Mine wasn’t that bad, atleast I had friends who knew what she was doing and told me, but still the fear of losing her kept me where I belong and will always belong in her life “the friend zone”. I stayed there for close to 3years hoping we’ll work something out.  

 

Friend zone means holding her shit while she shops for underwear you will never see her in.

A lot of people are currently in the friend zone without even realising it. Once the friend zone is established, it is said to be difficult to move beyond that point in a relationship. Scary right? You better be scared. NIGGA NOTHING FOR YOU! NOTHING!!! 

 

The woman enters the house followed by a guy. The guy is all smiles thinking that great acts of intimacy are about to occur. But, alas, the woman launches into a rant about men.

 

“My ex-boyfriend was such a jerk,” she began. “Why is it that men treat me so roughly?”

 

The guy then transformed into Mr. Sensitive. “There, there,” he purrs. “They do not know how great you are! You are beautiful, lovely, enchanting, dazzling in every way, and they are idiots when they cannot see it.”

“You are so nice! What a friend you are!” she squeals. “Let me tell you more of my problems with men…”

And so the guy, who was excited because great acts of intimacy would occur, leaves severely disappointed with a hollow feeling echoing throughout him. “I thought that through friendship, love would eventually spring. How wrong I was! A friend she sees, a friend you be.”

 

When he entered the house, the guy noticed a sign above the door. At the time, he was too excited to even CONSIDER reading it. Now that he was leaving, he read it. “So true!” he cried. For the sign above the door read:

 

Friend Zone – Abandon hope all ye who enter!

Well like I said before, the dreaded ‘friend zone’ gives you the benefit of assessing some things, like whether or not a relationship may truly ‘fit’ in the lives of two people. 

Do you want to learn how someone communicates?

Allow them to operate in the ‘friend zone’ for a period of time.

 Do you want to learn how someone operates under adversity? Allow them to operate in the ‘friend zone’ for a period of time.

Do you want to learn the habits of a person?

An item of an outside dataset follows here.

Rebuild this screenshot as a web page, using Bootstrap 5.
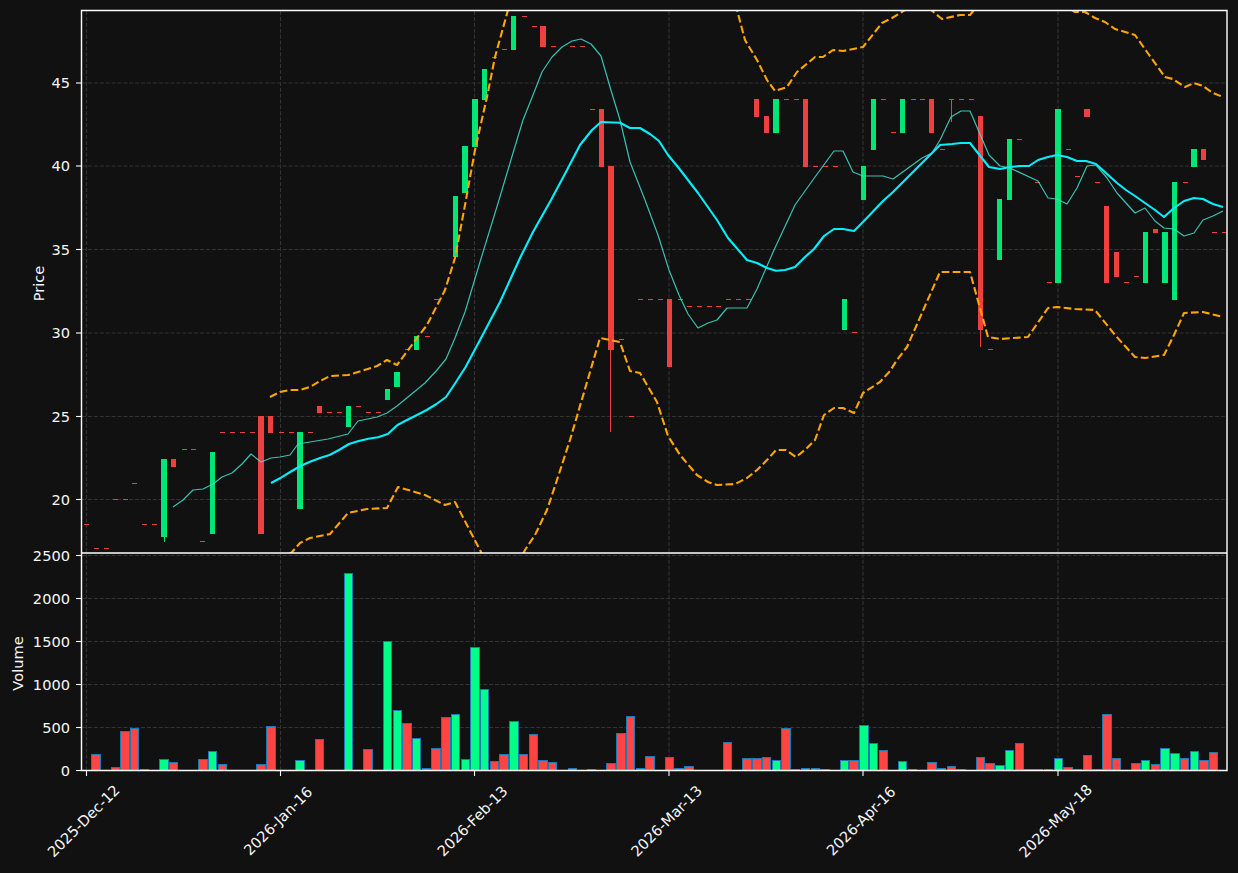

Allow them to operate in the ‘friend zone’ for a period of time.

The ‘friend zone’ gives two people the opportunity to build a foundation before adding any other complexities into the relationship (i.e., sex, commitment, other superficial expectations).

Fuck that shit !!!! Dude expect you’re that good in building attraction don’t let yourself fall into this zone. But wait seriously how does a guy even set out pursuing active friendship with a girl? What have you been smoking?

Experience has taught me that working and waiting for a woman’s ‘settlement’ isn’t worth it!!!!!! 

You wanna change things right? Grab your crotch, you still got your ball? Then act like it. 

When you meet a woman you’re interested in, I want you to first consider this:

 should I really be interested so soon? What has she done to prove her worthiness of my interest? Apart from looking good, which will always be in their arsenal.

So now go ahead, talk to her, have fun with the conversation, bring emotion into the interaction, don’t play it so safe, don’t worry so much about her liking you.. Is like playing an ever-growing tennis match, you’re playing with each other, you guys start of close to the net volleying, testing each other out,

You take the first step, moving back from the net a little bit, she returns the shot, as she takes a small step too.

That’s her showing her interest too, you can take it up a little bit, taking another step as you move towards ground strokes instead of volleys. And then she does the same, you can kick it up even more. Make sense?

If you serve the ball and she’s there mopping like uju abanya, pick your tennis and use the door please!!!